— Сведения поступают противоречивые. Одни говорят, что коммунисты побеждены. Другие — что они собираются вокруг Москвы, эшелон за эшелоном. Еще говорят, что они внезапно зайдут на нас с тыла. Как бы там ни было, по официальным сведениям, в ближайшее время наступление начнется. Попомните мои слова, Лафонтен: к сентябрю мы будем в Москве.
— Да. Пусть даже расстояния здесь устрашающие!
Доктор только что записал в своем блокноте: «Что-то изменилось… мы теперь в России. Неужели я один замечаю тревогу, овладевшую нашими солдатами, могучими солдатами Рейха, странную тоску, которой сменилась первоначальная эйфория, словно все мы, продвигаясь по России, туманно ощущаем, что не мы передвигаемся в пространстве, но сам этот русский простор надвигается на нас. Меня пугает российская необъятность. Бескрайнее пространство берет свое начало где-то очень далеко, за горизонтом. Я ясно понимаю, что оно погасит любой энтузиазм, разобьет иллюзии, красно-черные знамена здесь вылиняют, утратят цвет. Но в отличие от сильного ветра напавшее на нас пространство не сметает предметы и не хлещет тела: оно попросту делает их крохотными. Здешняя безмерность — это чудовищный смех. Сквозь скрежет гусениц наших танков я слышу, как хохочет русский простор. Это нечто другое, чем война! Но кому я это скажу? С кем мне поговорить?»
Доктор и лейтенант пробираются под палящим зноем сквозь толпу вооруженных людей, заполнивших главную улицу Краманецка. Солнце клонится к закату, теперь земля и камни отдают накопленное тепло. У доктора снова запотели очки, по щекам лейтенанта струится пот.
Дома в центре города реквизированы вермахтом. Военные грузовики стоят впритык один к другому с разинутыми капотами, словно измученные жаждой чудища из снов. Везде, где можно укрыться в тени, кучками собрались солдаты. Они повытаскивали из домов столы, кресла, диваны и теперь играют в карты посреди улицы или крепко спят, раскрыв рты, под сенью сорванных с окон тяжелых штор. Лежащие и сидящие скучающие солдаты ловят малейшие сквознячки, стараются укрыться от жары в тенистых переулках или подворотнях. Кто-то вытащил из дома рояль, и теперь он, заваленный пустыми бутылками, торчит посреди площади. Почти все люди по пояс голые. Их выдубленные солнцем лица кажутся вырезанными из картона. Солдаты ждут приказа продолжать наступление.
Они и не глядят на лейтенанта Морица и доктора Лафонтена, решивших в этом безрадостном затишье прогуляться до леса. В нос шибают запахи бензина, горелой резины, разогретой отработанной смазки, прокисшего супа.

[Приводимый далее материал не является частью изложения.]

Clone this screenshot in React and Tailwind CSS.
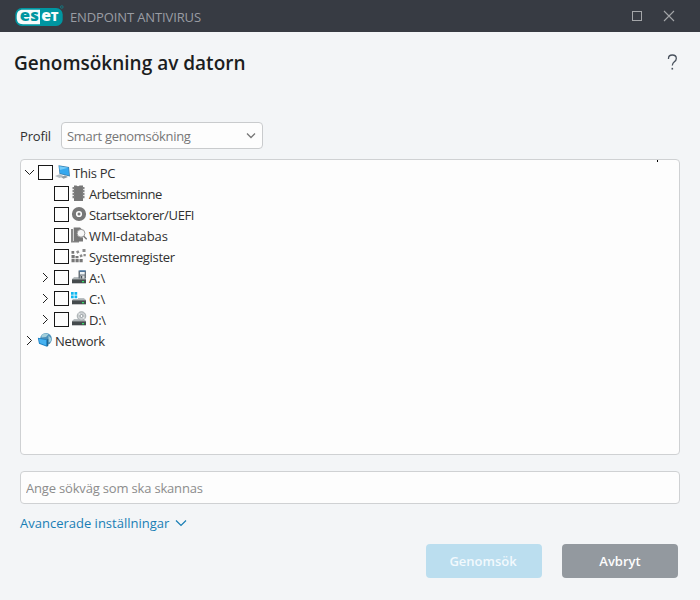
import React, { useState } from "react";

const treeItems = [
  { id: "memory", label: "Arbetsminne", icon: MemoryIcon, track: "tracking-[-0.5px]" },
  { id: "boot", label: "Startsektorer/UEFI", icon: BootIcon, track: "tracking-[-0.35px]" },
  { id: "wmi", label: "WMI-databas", icon: DatabaseIcon, track: "tracking-[-0.1px]" },
  { id: "registry", label: "Systemregister", icon: RegistryIcon, track: "tracking-[-0.32px]" },
  { id: "a", label: "A:\\", icon: FloppyDriveIcon, expandable: true, track: "tracking-[-0.1px]" },
  { id: "c", label: "C:\\", icon: SystemDriveIcon, expandable: true, track: "tracking-[-0.1px]" },
  { id: "d", label: "D:\\", icon: DiscDriveIcon, expandable: true, track: "tracking-[-0.25px]" },
];

function EsetLogo() {
  return (
    <svg width="50" height="24" viewBox="0 0 50 24" className="shrink-0">
      <rect x="0.3" y="4" width="47.400" height="18" rx="6.500" fill="#0096a1" />
      <path d="M8 5.800h17v14.400H8c-4.600 0-6.300-2-6.300-7.200S3.400 5.800 8 5.800Z" fill="#f7fbfb" />
      <g fontFamily="Open Sans, sans-serif" fontWeight="800" fontSize="16.500">
        <text x="4.800" y="17.400" textLength="19" lengthAdjust="spacingAndGlyphs" fill="#0096a1">es</text>
        <text x="26.200" y="17.400" textLength="9.800" lengthAdjust="spacingAndGlyphs" fill="#f7fbfb">e</text>
        <text x="35.800" y="17.400" fontSize="12.800" textLength="7.800" lengthAdjust="spacingAndGlyphs" fill="#f7fbfb">T</text>
      </g>
      <circle cx="46.800" cy="3" r="1.300" fill="none" stroke="#16747d" strokeWidth="1" />
    </svg>
  );
}

function Chevron({ open }) {
  return (
    <svg width="11" height="11" viewBox="0 0 11 11" fill="none" stroke="#1e1e1e" strokeWidth="1" className="mt-1 block">
      <path d={open ? "M1 3l4.500 4.500L10 3" : "M3 1l4.500 4.500L3 10"} />
    </svg>
  );
}

function ComputerIcon() {
  return (
    <svg width="16" height="16" viewBox="0 0 16 16" className="mt-px block">
      <path d="M0 12l4.500-1.700 4.500 2-4.500 1.600Z" fill="#b4bdc2" />
      <path d="M6 13l4-1.500 3 1.500-4.500 1.800Z" fill="#929da3" />
      <path d="M3.500 1.300L14 3l1 9.500-10.500-2.600Z" fill="#3a7fae" />
      <path d="M4.300 2.200l9 1.500.8 7.700-9-2.200Z" fill="#35a8ef" />
      <path d="M4.300 2.200l9 1.500L4.800 6Z" fill="#74cbf8" />
    </svg>
  );
}

function MemoryIcon() {
  return (
    <svg width="16" height="16" viewBox="0 0 16 16" fill="#777">
      <path d="M3 .5h2.500c.6 1 2.400 1 3 0H12V16H3Z" />
      <path d="M1.500 2h12v2.200h-12zM1.500 5h12v2.200h-12zM1.500 8h12v2.200h-12zM1.500 11h12v2.200h-12z" fill="#858585" />
      <path d="M3.500 2h8v12h-8z" />
    </svg>
  );
}

function BootIcon() {
  return (
    <svg width="16" height="16" viewBox="0 0 16 16">
      <circle cx="8" cy="8" r="5.100" fill="none" stroke="#777" strokeWidth="4" />
      <circle cx="8" cy="8" r="1.500" fill="#777" />
    </svg>
  );
}

function DatabaseIcon() {
  return (
    <svg width="16" height="16" viewBox="0 0 16 16">
      <path d="M0 2h2v12h6v1.500H0Z" fill="#888" />
      <path d="M2.700 0.500H9l3 3v11H2.700Z" fill="#777" />
      <path d="M12.500 9.500L16 13" stroke="#fdfdfd" strokeWidth="3" />
      <circle cx="10" cy="6.300" r="3.900" fill="#f8f8f8" stroke="#999" strokeWidth="1" />
      <path d="M12.700 9.200l3 3" stroke="#777" strokeWidth="1.500" />
    </svg>
  );
}

function RegistryIcon() {
  return (
    <svg width="16" height="16" viewBox="0 0 16 16" fill="#777">
      <path d="M.5 3h2.700v2.700H.5zM.5 7h3.200v3.200H.5zM.5 11h3.200v3.200H.5zM4.500 11h3.200v3.200H4.500zM8.500 11h3.200v3.200H8.500zM4.500 8h3v2.200h-3z" />
      <path d="M5 3.500l2.300-1.200 1.200 2.300-2.300 1.200ZM11.500 1h3v3h-3ZM8.500 7l2.400-.8.8 2.400-2.400.8ZM12.500 6h2.300v2.300h-2.300Z" fill="#8c8c8c" />
    </svg>
  );
}

function DriveBase() {
  return (
    <>
      <path d="M3 8h10l2 2.500H1Z" fill="#b8bec1" />
      <path d="M1 10.300h14v4H1Z" fill="#454b4d" />
      <path d="M1 10.300h14" stroke="#737a7d" strokeWidth=".7" />
      <path d="M11 12h2v1.300h-2z" fill="#35e36a" />
    </>
  );
}

function FloppyDriveIcon() {
  return (
    <svg width="16" height="16" viewBox="0 0 16 16">
      <DriveBase />
      <path d="M7.500 1.500H15v8H7.500Z" fill="#68727a" />
      <path d="M9 3h4.700v2.500H9Z" fill="#eef3f6" />
      <path d="M8.500 2h6" stroke="#3479b9" />
      <path d="M9.500 6.500h4v3h-4Z" fill="#d5d9db" />
      <path d="M10 7h1.200v2.500H10Z" fill="#495158" />
    </svg>
  );
}

function SystemDriveIcon() {
  return (
    <svg width="16" height="16" viewBox="0 0 16 16">
      <DriveBase />
      <path d="M0 1h7v8H0Z" fill="#fdfdfd" />
      <path d="M0 2h2.700v2.700H0zM3.500 2h2.700v2.700H3.500zM0 5.500h2.700v2.700H0zM3.500 5.500h2.700v2.700H3.500z" fill="#0fb6ef" />
    </svg>
  );
}

function DiscDriveIcon() {
  return (
    <svg width="16" height="16" viewBox="0 0 16 16">
      <DriveBase />
      <circle cx="10.500" cy="5" r="4.300" fill="#cdd1d3" stroke="#989fa2" strokeWidth=".8" />
      <path d="M10.500 5l-3-2.800M10.500 5l3 2.800" stroke="#f6f7f7" />
      <circle cx="10.500" cy="5" r="1.500" fill="#fff" stroke="#858d91" strokeWidth=".8" />
    </svg>
  );
}

function NetworkIcon() {
  return (
    <svg width="16" height="16" viewBox="0 0 16 16">
      <circle cx="9" cy="7" r="5.900" fill="#4a8fb9" />
      <path d="M4.500 3.500C6.500 1.300 9.500 1.200 11.500 2.200L9 5 4.500 5.500ZM11.500 3.500l2.800 3-.5 3-2.300 1Z" fill="#a3cfdb" />
      <path d="M.8 5.800l9.200 1.700v7.300L2 11.800Z" fill="#1a7fc2" />
      <path d="M1.700 6.700l7.500 1.400v5.500l-6.500-2.500Z" fill="#46b2f1" />
      <path d="M10 7.500l1.300-.6v6.900l-1.300 1Z" fill="#21658f" />
    </svg>
  );
}

function Checkbox({ label, checked, onChange }) {
  return (
    <input
      type="checkbox"
      aria-label={label}
      checked={checked}
      onChange={onChange}
      className="mt-[2px] h-[15px] w-[15px] shrink-0 appearance-none border border-[#171717] bg-[#fdfdfd] checked:bg-[#0078b4]"
    />
  );
}

export default function App() {
  const [checked, setChecked] = useState({});
  const [path, setPath] = useState("");
  const toggle = (id) => setChecked((prev) => ({ ...prev, [id]: !prev[id] }));

  return (
    <div className="flex h-[600px] w-[700px] flex-col bg-[#f3f5f7] font-['Open_Sans','Noto_Sans',sans-serif] text-[13px] text-[#303030]">
      {/* Title bar */}
      <header className="flex h-8 shrink-0 items-center bg-[#373b43] pl-[15px] text-[#a4a6a9]">
        <EsetLogo />
        <span className="ml-[5px] pt-px text-[13px] leading-4 tracking-[-0.12px] text-[#9a9da3]">ENDPOINT ANTIVIRUS</span>
        <div className="ml-auto flex items-center gap-[21px] pr-[25px]">
          <button aria-label="Maximera" className="h-[10px] w-[10px] border border-current" />
          <button aria-label="Stäng">
            <svg width="12" height="12" viewBox="0 0 12 12" stroke="currentColor" strokeWidth="1.100" className="block">
              <path d="M1 1l10 10M11 1L1 11" />
            </svg>
          </button>
        </div>
      </header>

      <main className="flex grow flex-col px-5">
        <div className="-mx-1.5 flex h-[62px] items-center justify-between pr-[8px]">
          <h1 className="text-[19px] leading-6 font-semibold text-[#1b1d20]">Genomsökning av datorn</h1>
          <button aria-label="Hjälp" className="pb-px text-[#48515d]">
            <svg width="11" height="17" viewBox="0 0 11 17" fill="none" stroke="currentColor" strokeWidth="1.300" className="block">
              <path d="M1.500 5V4.500C1.500 2.300 3 1 5.300 1s4 1.300 4 3.400c0 3.600-4 3.200-4 7.100" />
              <path d="M4.500 14.700h1.600" strokeWidth="1.700" />
            </svg>
          </button>
        </div>

        {/* Profile */}
        <div className="mt-7 flex h-[27px] items-center">
          <label className="w-[41px] pt-[2px] tracking-[-0.15px]">Profil</label>
          <button className="flex h-[27px] w-[202px] items-center justify-between rounded border border-[#c9cbcd] bg-[#fdfdfd] pr-[6px] pl-[5px] text-[#777]">
            <span className="pt-[2px] tracking-[-0.3px]">Smart genomsökning</span>
            <svg width="10" height="10" viewBox="0 0 10 10" fill="none" stroke="#777" strokeWidth="1.300">
              <path d="M1 2.500l4 4 4-4" />
            </svg>
          </button>
        </div>

        {/* Scan targets */}
        <div className="relative mt-[10px] h-[296px] shrink-0 rounded border border-[#cfd1d3] bg-[#fdfdfd] pt-[3px] pl-[3px] leading-[21px]">
          <span className="absolute top-0 right-[21px] h-[2px] w-px bg-black" />
          <div className="flex h-[21px] items-start">
            <Chevron open />
            <span className="w-[3px]" />
            <Checkbox label="This PC" checked={!!checked.pc} onChange={() => toggle("pc")} />
            <span className="w-[2px]" />
            <ComputerIcon />
            <span className="ml-[2px] tracking-[-0.25px]">This PC</span>
          </div>
          {treeItems.map(({ id, label, icon: Icon, expandable, track }) => (
            <div key={id} className="flex h-[21px] items-start pl-4">
              <span className="mr-[3px] w-[11px]">{expandable && <Chevron />}</span>
              <Checkbox label={label} checked={!!checked[id]} onChange={() => toggle(id)} />
              <span className="mt-px ml-[2px]"><Icon /></span>
              <span className={`ml-[2px] ${track}`}>{label}</span>
            </div>
          ))}
          <div className="flex h-[21px] items-start">
            <Chevron />
            <span className="mt-px ml-[2px]"><NetworkIcon /></span>
            <span className="ml-[2px] tracking-[-0.28px]">Network</span>
          </div>
        </div>

        <input
          value={path}
          onChange={(e) => setPath(e.target.value)}
          placeholder="Ange sökväg som ska skannas"
          className="mt-4 h-[33px] shrink-0 rounded border border-[#cfd1d3] bg-[#fdfdfd] px-[5px] pt-px tracking-[-0.18px] placeholder:text-[#8c8c8c]"
        />

        <button className="mt-[10px] flex h-5 items-center self-start text-[#187eb5]">
          Avancerade inställningar
          <svg width="12" height="10" viewBox="0 0 12 10" fill="none" stroke="currentColor" strokeWidth="1.200" className="mb-[2px] ml-[6px]">
            <path d="M1 2.500l5 5 5-5" />
          </svg>
        </button>

        <div className="mt-[10px] flex justify-end gap-5 pr-[2px] font-semibold text-[#fdfdfd]">
          <button className="h-[34px] w-[116px] rounded bg-[#bbdeef] pt-[2px] pr-[2px] text-[#f2f9fd]">Genomsök</button>
          <button className="h-[34px] w-[116px] rounded bg-[#93999f] pt-[2px]">Avbryt</button>
        </div>
      </main>
    </div>
  );
}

Дружба между молодым врачом Артуром Лафонтеном и Вальтером Морицем зародилась несколько месяцев назад, во Франции. Оба были родом из маленького городка Кельштайна и, друг друга смутно припомнив, заговорили о родных краях и тамошних людях. Мориц вспоминал Кельштайн с простодушным удовольствием, Лафонтен — отрешенно, как человек, не желающий иметь никаких корней. Они во всем совершенно разные: Лафонтен, потомок старинного гугенотского рода, скорее гордится своей явственно французской фамилией и мечтает обосноваться в Мюнхене, где война застигла его студентом медицинского факультета, Мориц до того, как его мобилизовали и отправили во Францию, собирался взять в свои руки управление отцовской лесопилкой в Кельштайне.
Двух этих совершенно непохожих людей связывала сдержанная, но крепкая дружба — на войне, где порой чувствуешь беспредельное одиночество и опустошенность, между людьми, которые в мирное время ни за что не стали бы встречаться, проявляется более глубокое, незаметное на первый взгляд родство. Военная дружба. Мужская тесная дружба. Эти странные отношения, непонятные женщинам и тем, кто не был на войне, не имеют ничего общего с «братством по оружию». Эту связь рождают молчаливое уважение и воспоминания о том, какими люди увидели друг друга, когда смерть была близка. Лицо и тело человека в минуту, когда его вот-вот могли убить, когда сам он готовился убивать, когда другие умирали у него на глазах — такое не забывается. Когда-то позже все же забывается, но дружба остается. Неприкрашенное и исключительно мужское одиночество. Мгновения, о которых невозможно рассказать, они не имеют ничего общего с бархатной мягкостью повседневной жизни, счастливой жизни, оставшейся позади, вечно манящей и навеки утраченной, — пусть даже потом, когда худшее останется позади, ты, уцелевший, станешь притворяться, будто вернулся туда же, откуда ушел, и все с тем же наслаждением ласкаешь этот облысевший, вытертый бархат.